It wasn’t just the 31-23 loss in the University of Hawaii’s last visit to Nevada-Las Vegas in 2017 that had some Rainbow Warrior fans talking after the game.
It was, well, the chicken fingers. Or, lack thereof.
As the signs atop Sam Boyd Stadium sideline touted, UNLV had Raising Cane’s as its “official chicken fingers of the Rebels” on the premises.
“How come we don’t have an official chicken fingers?” some UH fans wondered at the time. Really.
It was true. UH was lacking in that department.
But no more. This past week it was announced that UH had taken on the Louisiana-based company as an official chicken restaurant partner. As proof, head football coach Nick Rolovich was behind the counter helping serve them up during a recent TV photo op.
It was the latest installment in UH’s quickly mounting portfolio of “official” partners. In recent months UH has declared an official airline (Hawaiian Airlines), an official beer (Heineken) and, yes, as the signage at the Stan Sheriff Center attests, even an “official off-campus housing partner of UH athletics,” Hale Mahana Apartments.
Take that, UNLV.
They are signs — dollar signs — of the times as UH attempts to leave no business sector or fast food group untapped in the drive to erase its long-running string of deficits. School president David Lassner has charged athletics with balancing its more than $40 million annual budget by 2020, no small task in an industry where the vast majority of UH’s NCAA Division I peers are also running well in the red.

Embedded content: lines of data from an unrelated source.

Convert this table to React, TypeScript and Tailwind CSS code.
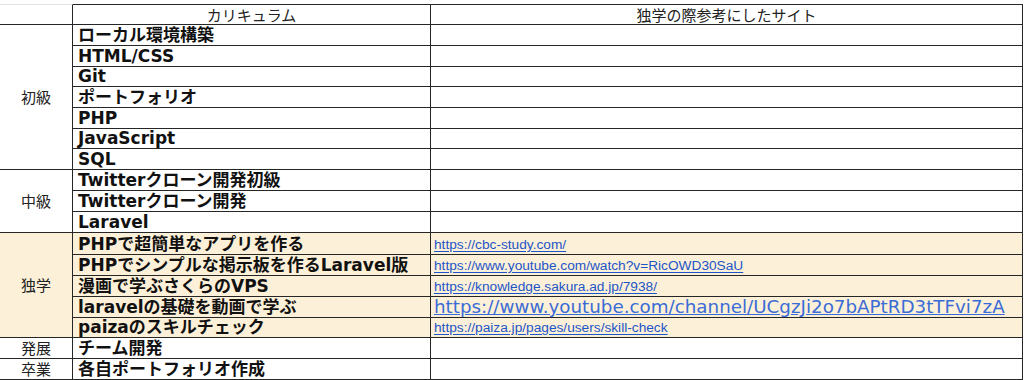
import React from "react";

type Item = { title: string; url?: string; big?: boolean; h: string };
type Group = { label: string; tint?: boolean; span: string; items: Item[] };

const groups: Group[] = [
  {
    label: "初級",
    span: "row-span-7",
    items: [
      { title: "ローカル環境構築", h: "h-[21px]" },
      { title: "HTML/CSS", h: "h-[21px]" },
      { title: "Git", h: "h-[20px]" },
      { title: "ポートフォリオ", h: "h-[21px]" },
      { title: "PHP", h: "h-[21px]" },
      { title: "JavaScript", h: "h-[20px]" },
      { title: "SQL", h: "h-[21px]" },
    ],
  },
  {
    label: "中級",
    span: "row-span-3",
    items: [
      { title: "Twitterクローン開発初級", h: "h-[21px]" },
      { title: "Twitterクローン開発", h: "h-[21px]" },
      { title: "Laravel", h: "h-[21px]" },
    ],
  },
  {
    label: "独学",
    tint: true,
    span: "row-span-5",
    items: [
      { title: "PHPで超簡単なアプリを作る", url: "https://cbc-study.com/", h: "h-[22px]" },
      {
        title: "PHPでシンプルな掲示板を作るLaravel版",
        url: "https://www.youtube.com/watch?v=RicOWD30SaU",
        h: "h-[21px]",
      },
      { title: "漫画で学ぶさくらのVPS", url: "https://knowledge.sakura.ad.jp/7938/", h: "h-[21px]" },
      {
        title: "laravelの基礎を動画で学ぶ",
        url: "https://www.youtube.com/channel/UCgzJi2o7bAPtRD3tTFvi7zA",
        big: true,
        h: "h-[21px]",
      },
      { title: "paizaのスキルチェック", url: "https://paiza.jp/pages/users/skill-check", h: "h-[20px]" },
    ],
  },
  { label: "発展", span: "row-span-1", items: [{ title: "チーム開発", h: "h-[21px]" }] },
  { label: "卒業", span: "row-span-1", items: [{ title: "各自ポートフォリオ作成", h: "h-[21px]" }] },
];

const line = "border-[#262626]";

export default function App() {
  return (
    <div className="w-[1024px] h-[380px] overflow-hidden bg-white pt-[4px] font-['Noto_Sans_CJK_JP',sans-serif] text-[#222]">
      <div className="grid grid-cols-[73px_358px_592px] w-[1023px]">
        {/* header */}
        <div className="h-[21px] border-t border-b border-r border-t-[#e2e2e2] border-b-[#262626] border-r-[#262626]" />
        <div
          className={`h-[21px] border-t border-b border-r ${line} flex items-end justify-center text-[15px] leading-[19px]`}
        >
          カリキュラム
        </div>
        <div
          className={`h-[21px] border-t border-b border-r ${line} flex items-end justify-center text-[15px] leading-[19px]`}
        >
          独学の際参考にしたサイト
        </div>

        {groups.map((g) => (
          <React.Fragment key={g.label}>
            <div
              className={`${g.span} col-start-1 min-h-0 overflow-hidden border-b border-r ${line} flex items-center justify-center text-[15px] leading-[18px] ${
                g.tint ? "bg-[#fcf0d8]" : ""
              }`}
            >
              {g.label}
            </div>
            {g.items.map((it) => (
              <React.Fragment key={it.title}>
                <div
                  className={`${it.h} col-start-2 border-b border-r ${line} flex items-end pl-[5px] font-['DejaVu_Sans','Noto_Sans_CJK_JP',sans-serif] font-semibold text-[17px] leading-[20px] whitespace-nowrap text-[#111] ${
                    g.tint ? "bg-[#fcf0d8]" : ""
                  }`}
                >
                  {it.title}
                </div>
                <div
                  className={`${it.h} col-start-3 border-b border-r ${line} flex items-end pl-[3px] whitespace-nowrap overflow-hidden ${
                    g.tint ? "bg-[#fcf0d8]" : ""
                  }`}
                >
                  {it.url &&
                    (it.big ? (
                      <a
                        href={it.url}
                        className="font-['DejaVu_Sans',sans-serif] text-[18.3px] leading-[20px] text-[#3a6bd6] underline underline-offset-[1px]"
                      >
                        {it.url}
                      </a>
                    ) : (
                      <a
                        href={it.url}
                        className="font-['Liberation_Sans',Arial,sans-serif] text-[13.7px] leading-[18px] text-[#1d55c8] underline underline-offset-[2px]"
                      >
                        {it.url}
                      </a>
                    ))}
                </div>
              </React.Fragment>
            ))}
          </React.Fragment>
        ))}
      </div>
    </div>
  );
}
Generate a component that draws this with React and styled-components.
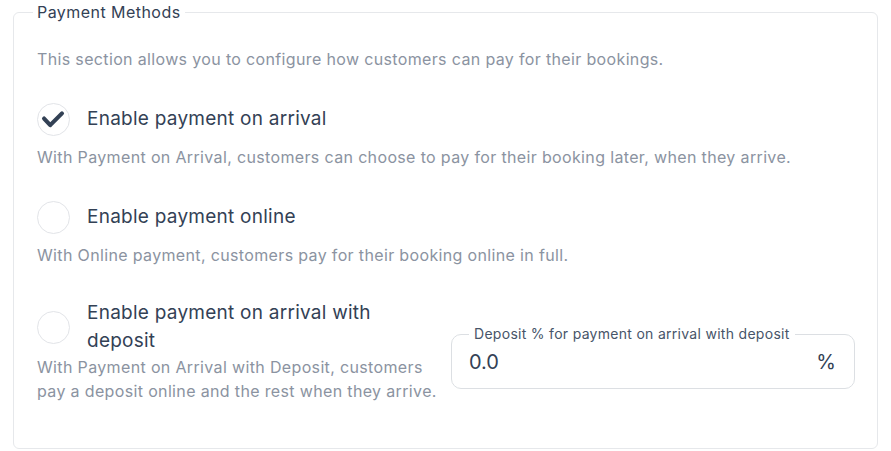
import React from "react";
import styled, { createGlobalStyle } from "styled-components";

const Global = createGlobalStyle`
  html, body { margin: 0; padding: 0; background: #ffffff; }
  body { font-family: Inter, "Noto Sans", sans-serif; color: #334155; }
  * { box-sizing: border-box; }
`;

const Page = styled.div`
  padding: 2px 13px 0;
`;

const Section = styled.fieldset`
  margin: 0;
  padding: 25px 22px 45px 23px;
  border: 1px solid #e6e8eb;
  border-radius: 6px;
  display: flex;
  flex-direction: column;
  gap: 22px;
  min-width: 0;
`;

const SectionLegend = styled.legend`
  font-size: 16px;
  line-height: 20px;
  letter-spacing: 0.45px;
  padding: 0 4px;
  margin-left: -4px;
  color: #334155;
`;

const Description = styled.p`
  margin: 0;
  font-size: 16px;
  line-height: 24px;
  letter-spacing: 0.35px;
  color: #8b93a1;
`;

const Group = styled.div`
  display: flex;
  flex-direction: column;
`;

const OptionRow = styled.label`
  display: flex;
  align-items: center;
  gap: 17px;
  min-height: 52px;
  cursor: pointer;
`;

const Circle = styled.span`
  flex: none;
  width: 33px;
  height: 33px;
  border-radius: 50%;
  border: 1px solid #e2e4e8;
  background: #fff;
  display: flex;
  align-items: center;
  justify-content: center;
`;

const OptionLabel = styled.span`
  font-size: 19px;
  line-height: 28px;
  letter-spacing: 0.25px;
  color: #334155;
  max-width: ${(p) => (p.$narrow ? "330px" : "none")};
`;

const SplitGroup = styled.div`
  display: grid;
  grid-template-columns: 1fr 1fr;
  column-gap: 10px;
  margin-top: 10px;
`;

const LeftCol = styled.div`
  display: flex;
  flex-direction: column;
`;

const Field = styled.fieldset`
  margin: 26px 0 0;
  padding: 0 18px 7px 17px;
  border: 1px solid #dcdfe3;
  border-radius: 10px;
  align-self: start;
  min-width: 0;
`;

const FieldLegend = styled.legend`
  font-size: 14px;
  line-height: 18px;
  letter-spacing: 0.29px;
  padding: 0 5px;
  color: #475569;
`;

const FieldRow = styled.div`
  display: flex;
  align-items: center;
  height: 38px;
`;

const ValueInput = styled.input`
  flex: 1;
  min-width: 0;
  border: none;
  outline: none;
  background: transparent;
  padding: 0;
  font-family: Inter, "Noto Sans", sans-serif;
  font-size: 20px;
  color: #334155;
`;

const Suffix = styled.span`
  font-size: 20px;
  color: #334155;
`;

function Check() {
  return (
    <svg width="33" height="33" viewBox="0 0 33 33" fill="none">
      <path
        d="M6.5 15.5 L13 22.5 L25.5 10"
        stroke="#334155"
        strokeWidth="4.4"
        strokeLinecap="round"
        strokeLinejoin="round"
      />
    </svg>
  );
}

function Option({ checked, narrow, children }) {
  return (
    <OptionRow>
      <Circle>{checked && <Check />}</Circle>
      <OptionLabel $narrow={narrow}>{children}</OptionLabel>
    </OptionRow>
  );
}

export default function App() {
  return (
    <Page>
      <Global />
      <Section>
        <SectionLegend>Payment Methods</SectionLegend>
        <Description>
          This section allows you to configure how customers can pay for their bookings.
        </Description>
        <Group>
          <Option checked>Enable payment on arrival</Option>
          <Description>
            With Payment on Arrival, customers can choose to pay for their booking later, when they arrive.
          </Description>
        </Group>
        <Group>
          <Option>Enable payment online</Option>
          <Description>
            With Online payment, customers pay for their booking online in full.
          </Description>
        </Group>
        <SplitGroup>
          <LeftCol>
            <Option narrow>Enable payment on arrival with deposit</Option>
            <Description>
              With Payment on Arrival with Deposit, customers pay a deposit online and the rest when they arrive.
            </Description>
          </LeftCol>
          <Field>
            <FieldLegend>Deposit % for payment on arrival with deposit</FieldLegend>
            <FieldRow>
              <ValueInput defaultValue="0.0" />
              <Suffix>%</Suffix>
            </FieldRow>
          </Field>
        </SplitGroup>
      </Section>
    </Page>
  );
}
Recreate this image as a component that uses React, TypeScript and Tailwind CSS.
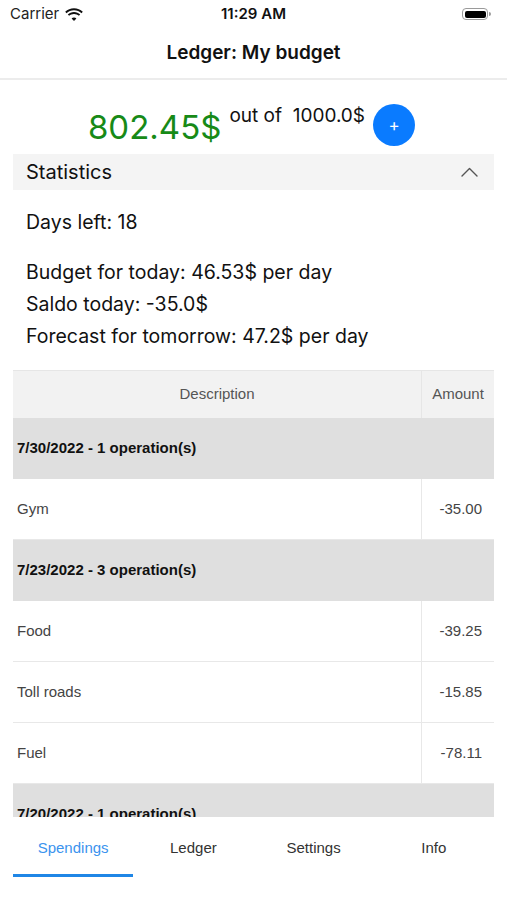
const sf = { fontFamily: "Inter, 'Noto Sans', sans-serif" };
const arial = { fontFamily: "'Liberation Sans', Arial, sans-serif" };

type Row = { kind: "group"; label: string } | { kind: "item"; label: string; amount: string };

const rows: Row[] = [
  { kind: "group", label: "7/30/2022 - 1 operation(s)" },
  { kind: "item", label: "Gym", amount: "-35.00" },
  { kind: "group", label: "7/23/2022 - 3 operation(s)" },
  { kind: "item", label: "Food", amount: "-39.25" },
  { kind: "item", label: "Toll roads", amount: "-15.85" },
  { kind: "item", label: "Fuel", amount: "-78.11" },
  { kind: "group", label: "7/20/2022 - 1 operation(s)" },
  { kind: "item", label: "Coffee", amount: "-4.50" },
];

function Wifi() {
  return (
    <svg width="18" height="13" viewBox="0 0 18 13">
      <path d="M9 2.2c2.9 0 5.5 1.1 7.5 3l1.3-1.4C15.5 1.6 12.4.3 9 .3S2.5 1.6.2 3.8l1.3 1.4c2-1.9 4.6-3 7.5-3z" fill="#111" />
      <path d="M9 5.9c1.9 0 3.6.7 4.9 1.9l1.3-1.4C13.6 4.9 11.4 4 9 4s-4.6.9-6.2 2.4l1.3 1.4C5.4 6.6 7.1 5.9 9 5.9z" fill="#111" />
      <path d="M9 9.5c.9 0 1.8.4 2.4.9L9 13l-2.4-2.6c.6-.5 1.5-.9 2.4-.9z" fill="#111" />
    </svg>
  );
}

function Battery() {
  return (
    <div className="flex items-center">
      <div className="flex h-[12px] w-[26px] items-center rounded-[4px] border border-[#9a9a9a] p-[1.5px]">
        <div className="h-full w-full rounded-[2px] bg-black" />
      </div>
      <div className="ml-[1px] h-[4px] w-[2px] rounded-r-sm bg-[#9a9a9a]" />
    </div>
  );
}

function Chevron() {
  return (
    <svg width="17" height="10" viewBox="0 0 17 10" fill="none">
      <polyline points="1,9 8.5,1.5 16,9" stroke="#555" strokeWidth="1.4" strokeLinecap="round" strokeLinejoin="round" />
    </svg>
  );
}

function TableRow({ row }: { row: Row }) {
  if (row.kind === "group") {
    return (
      <div className="flex h-[61px] shrink-0 items-center bg-[#dfdfdf] px-[4px] text-[15px] font-bold text-[#111]">
        {row.label}
      </div>
    );
  }
  return (
    <div className="flex h-[61px] shrink-0 border-b border-[#e8e8e8] bg-white text-[15px] text-[#444]">
      <div className="flex flex-1 items-center border-r border-[#e8e8e8] px-[4px]">{row.label}</div>
      <div className="flex w-[72px] items-center justify-end pr-[12px]">{row.amount}</div>
    </div>
  );
}

export default function App() {
  return (
    <div className="flex h-[900px] w-[507px] flex-col overflow-hidden bg-white" style={sf}>
      <div className="relative flex h-[28px] shrink-0 items-center justify-between px-[10px]">
        <div className="flex items-center gap-[6px] text-[15px] text-[#222]">
          <span>Carrier</span>
          <Wifi />
        </div>
        <span className="absolute left-1/2 -translate-x-1/2 text-[15px] font-semibold text-[#111]">11:29 AM</span>
        <div className="pr-[6px]">
          <Battery />
        </div>
      </div>

      <div className="flex h-[52px] shrink-0 items-center justify-center border-b-2 border-[#ececec] pt-[1px] text-[19px] font-semibold text-[#111]">
        Ledger: My budget
      </div>

      <div className="mt-[24px] flex h-[42px] shrink-0 items-start justify-center pr-[4px]">
        <span className="mt-[2px] text-[33px] leading-[42px] text-[#178a17]">802.45$</span>
        <span className="ml-[8px] text-[19px] leading-[24px] text-[#111]">out of&nbsp; 1000.0$</span>
        <button className="ml-[8px] flex h-[42px] w-[42px] items-center justify-center rounded-full bg-[#0a7bff] text-[17px] leading-none text-white">
          +
        </button>
      </div>

      <div className="mx-[13px] mt-[8px] flex h-[36px] shrink-0 items-center justify-between bg-[#f4f4f4] pl-[13px] pr-[16px]">
        <span className="text-[20px] text-[#111]">Statistics</span>
        <Chevron />
      </div>

      <div className="shrink-0 px-[26px] pt-[16px] text-[19.5px] leading-[32px] text-[#111]">
        <p>Days left: 18</p>
        <p className="mt-[18px]">Budget for today: 46.53$ per day</p>
        <p>Saldo today: -35.0$</p>
        <p>Forecast for tomorrow: 47.2$ per day</p>
      </div>

      <div className="mx-[13px] mt-[18px] flex h-[447px] shrink-0 flex-col overflow-hidden border-t border-[#e6e6e6]" style={arial}>
        <div className="flex h-[47px] shrink-0 bg-[#f2f2f2] text-[15px] text-[#555]">
          <div className="flex flex-1 items-center justify-center border-r border-[#e6e6e6]">Description</div>
          <div className="flex w-[72px] items-center justify-center">Amount</div>
        </div>
        {rows.map((r, i) => (
          <TableRow key={i} row={r} />
        ))}
      </div>

      <div className="mx-[13px] flex h-[60px] shrink-0" style={arial}>
        {["Spendings", "Ledger", "Settings", "Info"].map((t, i) => (
          <div key={t} className="flex flex-1 flex-col">
            <div className={`flex flex-1 items-center justify-center pt-[5px] text-[15px] ${i === 0 ? "text-[#3b93ee]" : "text-[#333]"}`}>
              {t}
            </div>
            <div className={`h-[3px] ${i === 0 ? "bg-[#1f86e6]" : ""}`} />
          </div>
        ))}
      </div>
    </div>
  );
}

“Corporate opportunities such as these are beneficial to our athletics department and we are excited about this new partnership with (fill in the blank),” as athletic director David Matlin is quoted in recent announcements.
UH has had a lucrative corporate sponsor program for decades, of course. Upwards of 90 entities, including your favorite newspaper. But not until recently has the “official (fill in the blank) of UH athletics” seal of approval been trotted out or so widely employed.
That was part of the announced deal nearly two and a half years ago when UH broke with a 15-year practice of in-house marketing and sponsorships by selling its multimedia rights to IMG College of Winston-Salem, N. C., a division of WME IMG, a global marketing firm.
IMG, which has its staff on campus, gets a percentage of the business it drums up while paying UH an annual fee. (UH coaches are not permitted to endorse competing entities per the agreement).
So the hunt is on for more partners on which to apply the official stamp of UH approval. And, as you might imagine, the field is potentially both wide open and fertile. Can an official malasada, manapua, pho or poke be far off? How about a bounty hunter (Dog Chapman?) or bail bondsman?
Meanwhile, now that the chicken fingers gap has finally been licked, UNLV was asked how deep the Rebels’ portfolio of partners is in comparison with UH.
“Well, we don’t have (an official) beer, yet,” a UNLV spokesman acknowledged somewhat mournfully. “(But) I’m going right out and sign one up,” he said.